8/8/10

Better Than Sunshine




Nothing beats that New England summer weekend. I say this because I've just experienced one of those shoes-off, sun-covered span of days that made up for some extreme Vitamin D deprivation. Perhaps best about these weekends is the opportunity to reflect on life - what we think it should be, what it has been, and what it is.

This became especially poignant at the funeral of a dear family friend on Saturday. As we crowded into the historic Congregational church on the Madison green, I was touched by how the life and passing of one man effected so many. I watched stoic business men crumble in remembrance. I watched daughters mourn the loss of their "Daddy". I watched as the life of one tired widow changed so drastically from one day to the next. It was humbling. And, as the day developed into one almost perplexingly pleasant, I wondered at how a wife moves on from something so distressingly mortal.

I wondered if, perhaps, a person doesn't ever really move on.

A number of years ago, I watched the movie "Fight Club". While, in many senses of the word, this movie is what you might call "trippy", it did have one quote good enough to stick with me through the years. An actor compares something in his life to "the little scratch on the roof of your mouth that would heal if only you could stop tonguing it, but you can't."

The scratch may change, but I, like you, probably, have a hard time letting some scratches heal. The scratches are ugly, unkind, and horribly painful. We know that once we stop picking at them, they'll heal on their own. Maybe not in a day, a month, or even a year - but they'll heal.

I don't know what it's like to lose someone I love so much that they are a part of me. I would imagine that it's more like losing an arm, a leg, even half of you. Maybe it's not something that heals on its own.

I find comfort in knowing the existence of blissful eternity, and knowing that it is mine through the sacrifice of an Almighty God. This I do know. I know also, that, as one person said, the number of people in the church on Saturday was a testament to a life well lived.

I think life should be incredible - it should be filled with countless sun-laden days, at least a few loving friends, and a supportive family. There should be bike rides by the beach, hours spent at book sales, meals at delicious restaurants and weekends in Newport. There should be Christmases with everyone you love, birthdays with your favorite kind of cake, Thanksgivings in Virginia and jobs in New York City.
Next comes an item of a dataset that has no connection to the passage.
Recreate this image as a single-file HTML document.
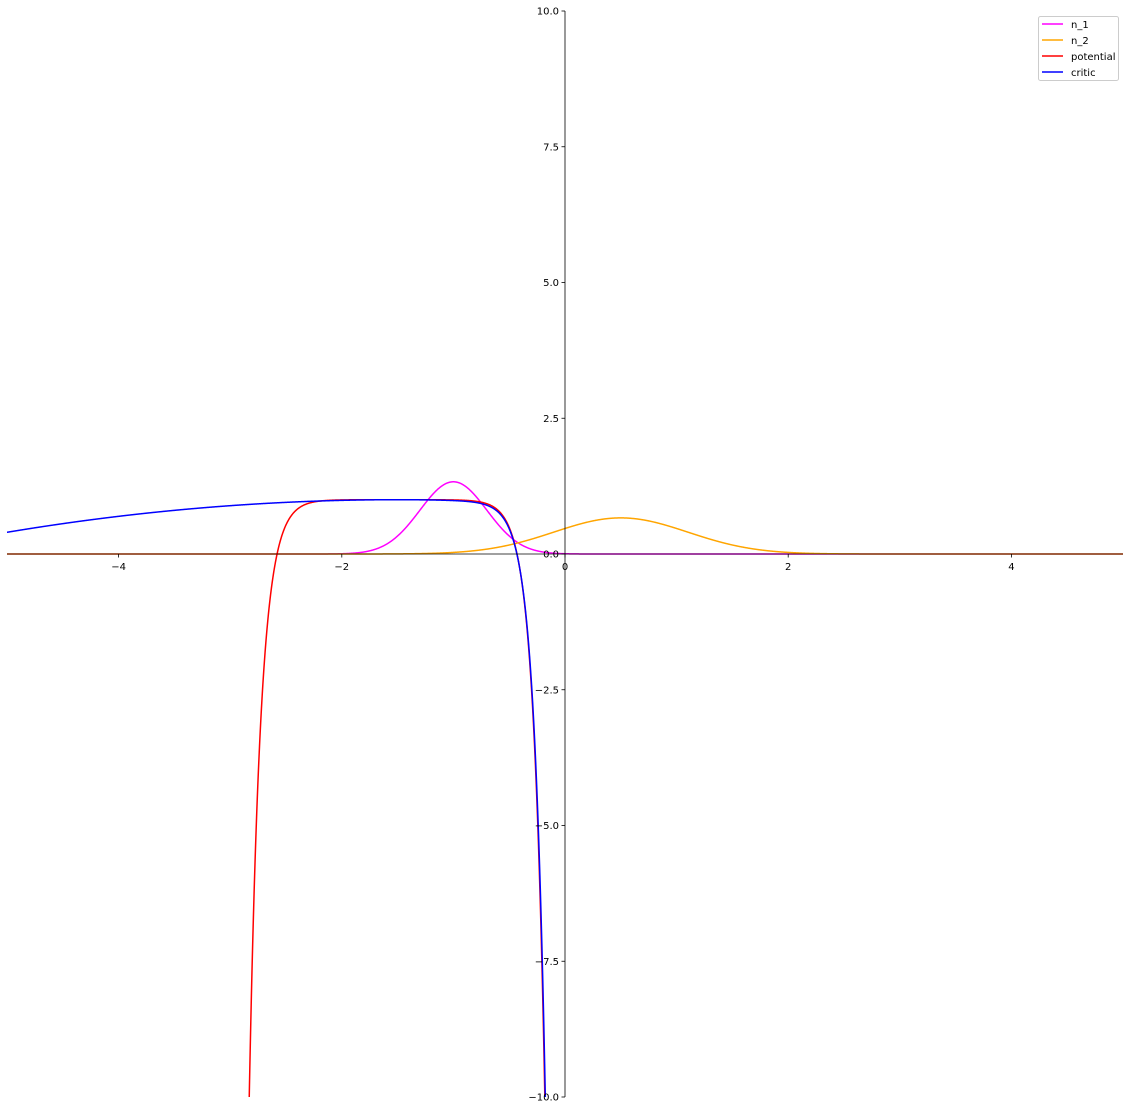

There should be hugs, snuggles, and babies to hold. There should be joy in every moment, because inevitably, it goes by far too quickly.


I think life has been blessed - I've had all I've ever needed and more. In the last year, I've married my high school sweetheart, lived in 5 different homes in 3 different states, watched a sister get married, completed an internship at CBS, traveled to a foreign country, and found a career path that I love.


I think life is wonderfully and terrifyingly unknown - it changes in the blink of an eye. In light of this, I think all we can do is hold on to the people now who will either stand in the church to celebrate mortal life or stand on the other side to celebrate the eternal. This, and trust in God's promise to provide. I suppose that's better than sunshine.